** begin **
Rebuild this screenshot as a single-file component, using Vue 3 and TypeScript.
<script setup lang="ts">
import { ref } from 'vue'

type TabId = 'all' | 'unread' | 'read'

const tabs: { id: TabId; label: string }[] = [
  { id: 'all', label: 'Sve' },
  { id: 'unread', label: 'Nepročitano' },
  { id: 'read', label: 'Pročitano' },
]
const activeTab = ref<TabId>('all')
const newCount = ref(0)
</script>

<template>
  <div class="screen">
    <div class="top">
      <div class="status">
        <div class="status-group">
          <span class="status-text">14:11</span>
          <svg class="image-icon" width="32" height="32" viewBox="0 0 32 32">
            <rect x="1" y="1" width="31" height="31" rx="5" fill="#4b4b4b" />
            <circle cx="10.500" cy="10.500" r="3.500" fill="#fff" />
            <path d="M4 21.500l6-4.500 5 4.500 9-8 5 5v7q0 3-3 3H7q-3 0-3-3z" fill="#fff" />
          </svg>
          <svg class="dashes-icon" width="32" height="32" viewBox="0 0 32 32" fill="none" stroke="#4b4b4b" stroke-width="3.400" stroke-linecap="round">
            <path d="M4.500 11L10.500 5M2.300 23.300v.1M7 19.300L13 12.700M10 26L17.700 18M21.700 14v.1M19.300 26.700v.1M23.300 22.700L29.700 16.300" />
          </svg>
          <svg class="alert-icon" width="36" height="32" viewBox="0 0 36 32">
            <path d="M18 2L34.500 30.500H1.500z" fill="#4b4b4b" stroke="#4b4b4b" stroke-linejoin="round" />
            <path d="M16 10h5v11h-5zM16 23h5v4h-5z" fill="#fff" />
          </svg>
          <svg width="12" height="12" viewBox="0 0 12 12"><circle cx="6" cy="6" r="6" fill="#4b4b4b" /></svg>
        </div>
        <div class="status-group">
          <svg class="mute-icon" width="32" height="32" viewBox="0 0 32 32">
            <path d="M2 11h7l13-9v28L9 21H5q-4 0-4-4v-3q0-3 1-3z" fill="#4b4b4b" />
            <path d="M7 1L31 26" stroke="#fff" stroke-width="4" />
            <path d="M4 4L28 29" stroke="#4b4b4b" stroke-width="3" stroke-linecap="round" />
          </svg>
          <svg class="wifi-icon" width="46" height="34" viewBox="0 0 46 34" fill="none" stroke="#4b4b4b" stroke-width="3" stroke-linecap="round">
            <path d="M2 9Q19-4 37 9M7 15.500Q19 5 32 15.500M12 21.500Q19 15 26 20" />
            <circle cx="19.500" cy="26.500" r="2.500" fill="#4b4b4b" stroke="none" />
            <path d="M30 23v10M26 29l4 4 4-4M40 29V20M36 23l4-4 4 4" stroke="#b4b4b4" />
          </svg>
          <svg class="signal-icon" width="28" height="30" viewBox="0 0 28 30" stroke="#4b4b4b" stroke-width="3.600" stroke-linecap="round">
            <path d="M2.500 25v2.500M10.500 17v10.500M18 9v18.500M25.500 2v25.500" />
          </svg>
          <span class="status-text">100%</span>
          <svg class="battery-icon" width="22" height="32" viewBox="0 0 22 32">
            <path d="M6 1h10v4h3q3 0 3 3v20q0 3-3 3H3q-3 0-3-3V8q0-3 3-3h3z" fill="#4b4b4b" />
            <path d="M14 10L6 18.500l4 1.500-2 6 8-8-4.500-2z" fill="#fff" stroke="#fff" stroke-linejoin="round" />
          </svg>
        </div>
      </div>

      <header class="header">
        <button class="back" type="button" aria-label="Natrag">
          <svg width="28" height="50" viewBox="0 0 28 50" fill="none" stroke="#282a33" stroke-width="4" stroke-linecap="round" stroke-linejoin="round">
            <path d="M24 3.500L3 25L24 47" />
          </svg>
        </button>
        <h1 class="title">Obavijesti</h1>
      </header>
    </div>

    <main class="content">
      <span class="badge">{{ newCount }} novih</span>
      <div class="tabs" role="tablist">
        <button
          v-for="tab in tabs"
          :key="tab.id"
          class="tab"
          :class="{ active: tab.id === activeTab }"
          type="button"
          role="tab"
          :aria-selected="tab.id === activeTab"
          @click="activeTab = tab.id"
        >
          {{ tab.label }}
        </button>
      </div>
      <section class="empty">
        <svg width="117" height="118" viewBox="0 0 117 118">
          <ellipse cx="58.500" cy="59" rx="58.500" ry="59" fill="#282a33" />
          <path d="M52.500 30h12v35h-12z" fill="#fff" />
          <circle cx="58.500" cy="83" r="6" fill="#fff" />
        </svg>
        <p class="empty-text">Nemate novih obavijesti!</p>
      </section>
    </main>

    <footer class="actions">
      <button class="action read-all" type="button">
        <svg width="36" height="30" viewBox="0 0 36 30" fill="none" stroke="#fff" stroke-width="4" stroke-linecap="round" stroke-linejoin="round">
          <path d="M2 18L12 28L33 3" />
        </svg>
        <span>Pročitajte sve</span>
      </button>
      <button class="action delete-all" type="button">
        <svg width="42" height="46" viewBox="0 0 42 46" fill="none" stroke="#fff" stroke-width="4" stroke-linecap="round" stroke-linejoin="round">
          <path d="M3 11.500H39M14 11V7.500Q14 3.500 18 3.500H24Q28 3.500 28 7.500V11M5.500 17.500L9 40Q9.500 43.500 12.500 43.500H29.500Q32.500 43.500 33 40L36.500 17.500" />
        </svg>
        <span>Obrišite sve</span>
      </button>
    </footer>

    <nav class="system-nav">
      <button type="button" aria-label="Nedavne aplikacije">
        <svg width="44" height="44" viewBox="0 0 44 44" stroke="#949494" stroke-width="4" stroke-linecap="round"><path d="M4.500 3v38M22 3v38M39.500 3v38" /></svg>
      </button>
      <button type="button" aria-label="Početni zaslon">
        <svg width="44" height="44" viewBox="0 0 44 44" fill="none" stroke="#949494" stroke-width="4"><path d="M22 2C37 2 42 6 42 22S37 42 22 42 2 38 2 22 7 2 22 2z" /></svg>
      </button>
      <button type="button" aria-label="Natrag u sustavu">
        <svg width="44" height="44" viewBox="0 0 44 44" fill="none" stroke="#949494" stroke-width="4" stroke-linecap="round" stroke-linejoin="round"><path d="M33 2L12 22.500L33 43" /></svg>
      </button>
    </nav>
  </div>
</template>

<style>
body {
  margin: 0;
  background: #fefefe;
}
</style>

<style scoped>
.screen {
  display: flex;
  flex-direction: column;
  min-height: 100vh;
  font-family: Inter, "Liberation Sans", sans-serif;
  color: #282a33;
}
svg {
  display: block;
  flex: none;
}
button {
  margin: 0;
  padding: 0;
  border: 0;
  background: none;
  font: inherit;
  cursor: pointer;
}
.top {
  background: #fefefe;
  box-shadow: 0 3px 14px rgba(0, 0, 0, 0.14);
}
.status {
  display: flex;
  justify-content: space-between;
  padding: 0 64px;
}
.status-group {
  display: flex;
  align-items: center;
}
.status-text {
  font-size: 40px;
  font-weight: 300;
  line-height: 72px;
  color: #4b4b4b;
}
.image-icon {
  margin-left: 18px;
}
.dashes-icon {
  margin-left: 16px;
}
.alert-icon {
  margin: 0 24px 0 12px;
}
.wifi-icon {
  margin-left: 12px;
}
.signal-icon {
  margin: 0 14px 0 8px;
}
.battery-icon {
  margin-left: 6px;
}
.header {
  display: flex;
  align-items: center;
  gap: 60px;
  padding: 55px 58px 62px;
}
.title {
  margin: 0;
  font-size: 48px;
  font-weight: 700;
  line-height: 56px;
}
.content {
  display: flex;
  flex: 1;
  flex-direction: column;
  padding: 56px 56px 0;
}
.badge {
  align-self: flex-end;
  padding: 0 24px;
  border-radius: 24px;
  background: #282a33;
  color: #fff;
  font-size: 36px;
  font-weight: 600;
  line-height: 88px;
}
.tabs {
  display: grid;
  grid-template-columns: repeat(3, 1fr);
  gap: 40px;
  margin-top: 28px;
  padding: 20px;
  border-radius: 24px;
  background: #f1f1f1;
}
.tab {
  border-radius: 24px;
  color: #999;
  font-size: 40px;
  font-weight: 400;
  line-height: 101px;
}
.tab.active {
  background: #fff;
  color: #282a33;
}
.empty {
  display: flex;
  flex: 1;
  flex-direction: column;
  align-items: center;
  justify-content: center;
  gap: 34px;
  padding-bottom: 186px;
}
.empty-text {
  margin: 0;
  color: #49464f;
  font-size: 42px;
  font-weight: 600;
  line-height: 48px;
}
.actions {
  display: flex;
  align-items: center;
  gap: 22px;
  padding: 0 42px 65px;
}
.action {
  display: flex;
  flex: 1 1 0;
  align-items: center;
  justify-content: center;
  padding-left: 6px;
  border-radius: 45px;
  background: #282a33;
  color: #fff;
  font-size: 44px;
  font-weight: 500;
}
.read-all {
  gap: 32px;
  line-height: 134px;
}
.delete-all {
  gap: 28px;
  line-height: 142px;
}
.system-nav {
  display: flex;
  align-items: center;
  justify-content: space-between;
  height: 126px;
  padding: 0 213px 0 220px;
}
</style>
** end **
• STATED EXERCISE: Restate, word for word and with nothing added, the lines from the first line of the listing through the one where "type TabId = 'all' | 'unread' | 'read'" stands.

• IN RESPONSE:
Rebuild this screenshot as a single-file component, using Vue 3 and TypeScript.
<script setup lang="ts">
import { ref } from 'vue'

type TabId = 'all' | 'unread' | 'read'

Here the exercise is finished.